To B.E or not to B.E

As if my mother’s smiling approval each morning of the various little children who bagged single digit CET ranks this year, and reading aloud of their newspaper interviews (in which each of them invariably extol the virtues of boring things such as ‘perseverance and hard work’) weren’t enough, the household phone has been ringing off the hook. Little cousins I didn’t know existed have been dialing in with a frequency and gusto that puts fans of NRI American Idol contestants to unspeakable shame.

The competitive exam season post the twelfth standard/II PU exams may be the most seemingly pointless/endless, excruciating, trying and frustrating parts of most of our lives. But like a Shaolin Monk will testify, pain is but a rite of survival. Just as our Kung-Fu exponent counterparts complete rigorous tests of skill to finally earn their monk-robes and kick some bad-guy-posterior; having survived to tell the tale after half a dozen competitive exams, each of us is automatically given the glorious status of ‘career expert’ and wear ‘on-call academic counselor’ hats.

It’s nearly June, and a horde of kids I know who’ve just leaped across Board exams hurdles and sailed past Competitive Exam finishing lines are busy making what will be the most important decisions of their young lives. And they want my help, which I am all too willing to provide. Isn’t it only fair that we take their hands and gently lead them away from the alleys we got lost in?

Spare a thought for the little ones, for, their prolonged agony over abbreviations is anything but abbreviated. "Is my (2 digit number) CET rank too less (more?) for XYZ college of Medical Sciences?
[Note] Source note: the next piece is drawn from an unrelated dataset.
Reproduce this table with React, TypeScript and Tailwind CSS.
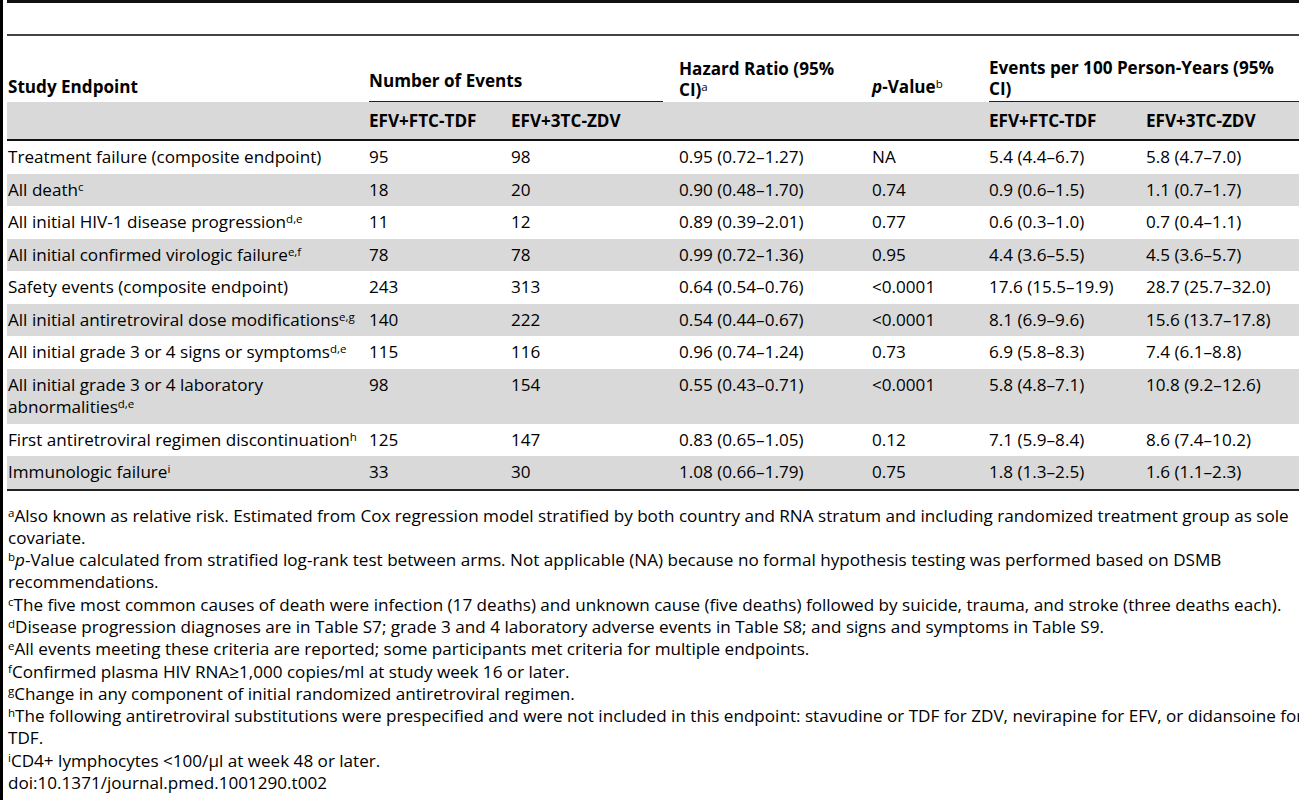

Oh no!"

"What will I do if I don’t get a B.E- Comp Sci(ence) seat? How ever will I fulfill my destiny otherwise" they wail over phone lines, as I attempt to strangle myself with a telephone cord.

The smart reader will notice both from his surroundings and this highly scholastic essay on young people’s academic choices that the dilemma is tastelessly two pronged. Could somebody please tell me why the children of today can’t seem to look beyond conventional career choices? Yes, this is as rich as a tub of Chocolate mousse, coming from me, but that I goofed up is no big secret.

Call upon call, by distraught child after distraught child, I’ve suggested ever so subtly, attempting a straight face and without breaking into guffaws, that ‘times have changed’ and it isn’t a bit like ‘in my time’ when ‘there weren’t enough choices’, to these little fools who are all trotting about the same cliff, we old war horses idiotically galloped off from. "Are you telling me I’m not smart enough to be an engineer?" one countered, sounding a tad bit hurt. It began to feel a little like talking to a time traveled version of myself from a few years ago, and I retreated, tail between legs.

No offense meant. Medicine and Engineering, the courses de rigueur are both wonderful to study. But then, of what good is a world with 20,000 CET ranks dedicating their valuable lives only to ‘curing cancer’ and ‘building bridges’? True there are only two kinds of people, but those, kids, are the Mars and Venus categories.

Literature… Economics…. Design…. Physics…. Journalism… there’s so much else you could do, I persuade the just-there-adolescents. They listen politely and then ask if they could come over and check my ‘1st semester Course in C programming’ textbooks out.

Through these remarkably enlightening years of studying Engineering, I’ve met lots of people who share my sentiments over not having made ‘the best choices’. These are all very intelligent people, mind; and ones who will make great engineers too. Only, they’d have made greater artists, zoo-keepers, political revolutionaries or reality-tv-stars.

When a few of us discuss why we didn’t take the leap of faith out onto unfamiliar territories ourselves, past all the fluff, all of us silently agree that there are far too few credible routes one could take to pursue ‘unconventional courses’. I may crib about having to study an absolutely sleep-inducing course on Linear Integrated Circuits but, between you and me, I admit, it’s rather that than waiting four gleeful months chewing on fingernails, for my results at another famously lax university.

"Look at me. I resent what I study a great deal! So much, that I shamelessly write about it on public blogs; that is my atonement" I plead, as a last ditch attempt. They pretend to not hear. Heaving a despondent sigh, and knowing that fate answers fools and cowards for their follies in equal measure; I let the tots harvest the rewards of their own phobias and myopias as I did mine.

The silver lining though, is that word has quickly spread about the counter-productivity of my mentoring and parents have forbidden their wards from talking to me until their CET-Counseling dates have passed. Imagine the dent to their pride if their wards (in whose ‘natural talent for Electronics’, to borrow a joke, they have immense faith) were to grandly arrive amidst a handful of friends and family and declare they just chose a course in English Literature. Heavens, that is enough to give a bunch of old people I know gruesome palpitations.